El jardín se mantenía impecable y su trabajo al completo gusto de los patrones que lo apreciaban. Vivía en una casa exclusiva para los empleados, pero a menudo incursionábamos por los salones de la residencia que eran de un lujo asiático. El que más me embelesaba era el de los trofeos de caza. Apenas podía creer, porque los veía, que una sola familia pudiera acumular cosas de tanto valor para tenerlas en un lugar al que  una vez al año visitaban.
Enormes colmillos de marfil, cornamentas de venados, cabezas de leones en las paredes y más de un piano de cola con espejos deslumbrantes.

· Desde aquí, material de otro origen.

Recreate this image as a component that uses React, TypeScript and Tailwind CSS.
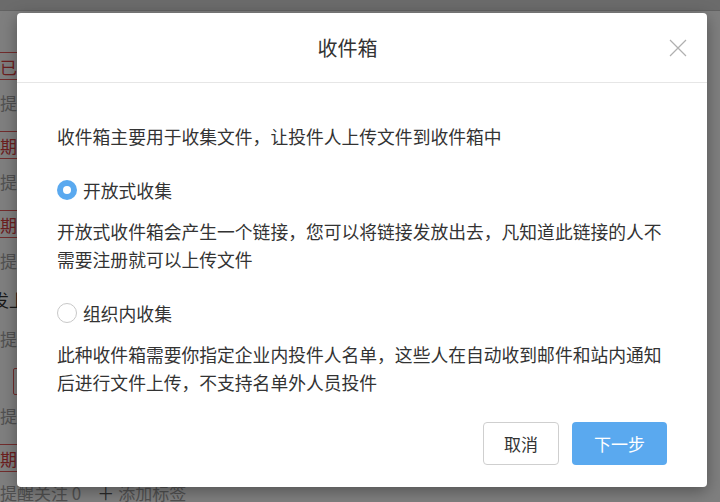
const font = { fontFamily: '"Noto Sans CJK SC", "Noto Sans", sans-serif' };

function Tag({ text }: { text: string }) {
  return (
    <div className="h-[28px] w-[60px] border border-[#e25a5a] rounded-[2px] -ml-[9px] pl-[4px] flex items-center text-[17px] text-[#d8403f] leading-none whitespace-nowrap">
      {text}
    </div>
  );
}

function Hint({ text, className = "" }: { text: string; className?: string }) {
  return <div className={`text-[17px] leading-[28px] text-[#a3a3a3] whitespace-nowrap ${className}`}>{text}</div>;
}

function Radio({ checked, label }: { checked: boolean; label: string }) {
  return (
    <div className="flex items-center gap-[6px] h-[28px]">
      {checked ? (
        <span className="w-[20px] h-[20px] rounded-full bg-[#5aa9ef] flex items-center justify-center">
          <span className="w-[8px] h-[8px] rounded-full bg-white" />
        </span>
      ) : (
        <span className="w-[20px] h-[20px] rounded-full border border-[#c8c8c8] bg-white" />
      )}
      <span>{label}</span>
    </div>
  );
}

export default function App() {
  return (
    <div className="relative w-[720px] h-[502px] overflow-hidden bg-white" style={font}>
      {/* page behind the dialog */}
      <div className="h-[11px] bg-[#d6d6d6] border-b border-[#c4c4c4]" />
      <div className="flex flex-col pl-[4px] pt-[41px]">
        <Tag text="已安排" />
        <Hint text="提醒" className="mt-[9px] -ml-[4px]" />
        <div className="mt-[14px]"><Tag text="期限" /></div>
        <Hint text="提醒" className="mt-[9px] -ml-[4px]" />
        <div className="mt-[14px]"><Tag text="期限" /></div>
        <Hint text="提醒" className="mt-[9px] -ml-[4px]" />
        <div className="mt-[11px] -ml-[12px] text-[17px] leading-[28px] text-[#333]">发上传</div>
        <Hint text="提醒" className="mt-[11px] -ml-[4px]" />
        <div className="mt-[15px] ml-[9px] h-[27px] w-[80px] border border-[#e25a5a] rounded-[2px]" />
        <Hint text="提醒" className="mt-[7px] -ml-[4px]" />
        <div className="mt-[14px]"><Tag text="期限" /></div>
        <div className="mt-[7px] -ml-[4px] flex items-center text-[17px] leading-[28px] text-[#a3a3a3] whitespace-nowrap">
          <span>提醒关注 0</span>
          <span className="ml-[16px] text-[#555]">＋</span>
          <span className="ml-[4px]">添加标签</span>
        </div>
      </div>

      {/* overlay */}
      <div className="absolute inset-0 bg-black/50" />

      {/* dialog */}
      <div className="absolute left-[17px] top-[13px] w-[690px] h-[474px] bg-white rounded-[4px] shadow-[0_4px_16px_rgba(0,0,0,0.35)] flex flex-col text-[#333]">
        <div className="h-[70px] shrink-0 flex items-center justify-center pr-[29px] border-b border-[#e6e6e6] relative">
          <span className="text-[20px]">收件箱</span>
          <button className="absolute right-[20px] top-[26px]">
            <svg width="18" height="18" viewBox="0 0 18 18" fill="none" stroke="#b0b0b0" strokeWidth="1.2">
              <path d="M1 1L17 17M17 1L1 17" />
            </svg>
          </button>
        </div>
        <div className="flex-1 flex flex-col px-[40px] pt-[39px] text-[17.8px] leading-[28px]">
          <p>收件箱主要用于收集文件，让投件人上传文件到收件箱中</p>
          <div className="mt-[26px]">
            <Radio checked label="开放式收集" />
          </div>
          <p className="mt-[13px]">开放式收件箱会产生一个链接，您可以将链接发放出去，凡知道此链接的人不需要注册就可以上传文件</p>
          <div className="mt-[26px]">
            <Radio checked={false} label="组织内收集" />
          </div>
          <p className="mt-[13px]">此种收件箱需要你指定企业内投件人名单，这些人在自动收到邮件和站内通知后进行文件上传，不支持名单外人员投件</p>
          <div className="mt-[26px] flex justify-end gap-[13px]">
            <button className="w-[76px] h-[43px] border border-[#cfcfcf] rounded-[4px] bg-white text-[17px] text-[#333]">取消</button>
            <button className="w-[95px] h-[43px] rounded-[4px] bg-[#5aa9ef] text-[17px] text-white">下一步</button>
          </div>
        </div>
      </div>
    </div>
  );
}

Era demasiado para admirar en aquella mente de niño. El apellido de aquella familia de alemanes no lo recuerdo, aunque estoy seguro de poderlo averiguar.
Por las tardes pescábamos en el mar, con anzuelos y cuerdas desde uno de los dos muelles que servían de embarcadero a sus patrones. La carnada la tomábamos de los erizos que crecían pegados a las rocas cuando la marea los dejaba al descubierto.
Era admirable la bondad del mar y la facilidad con la que entonces podíamos acceder al alimento que produce. Con mi anzuelo conocí los jureles, robalos y pargos que mi prima Kari cocinaba.
Fue en aquella época cuando vi a mis padres disfrutar algo de la vida paseando por la Quebrada y el centro de la ciudad. Mi madre me cuenta cada vez con la misma risa entre ingenua y apenada cuando se persignó frente al reloj pensando que se trataba de algún símbolo religioso porque vio que mi padre ceremoniosamente se levantó el sombrero frente a él. La risa no le cabía cuando cayó en la cuenta de que sólo se hacía sombra contra la luz del sol para poder ver la hora.
Cuando regresamos al pueblo, casi como premonición de lo que pasaría después, a mi hermano le robaron lo que llevaba para el pasaje.
Esperando a mi padre que lo dejó un momento a cargo de las maletas, ingenuamente cayó en la trama del ratero que antes le ayudó como cargador. Se le presentó como su enviado para que le mandara todo el dinero que llevaba. Mi hermano obediente le entregó con gusto lo que llevaba.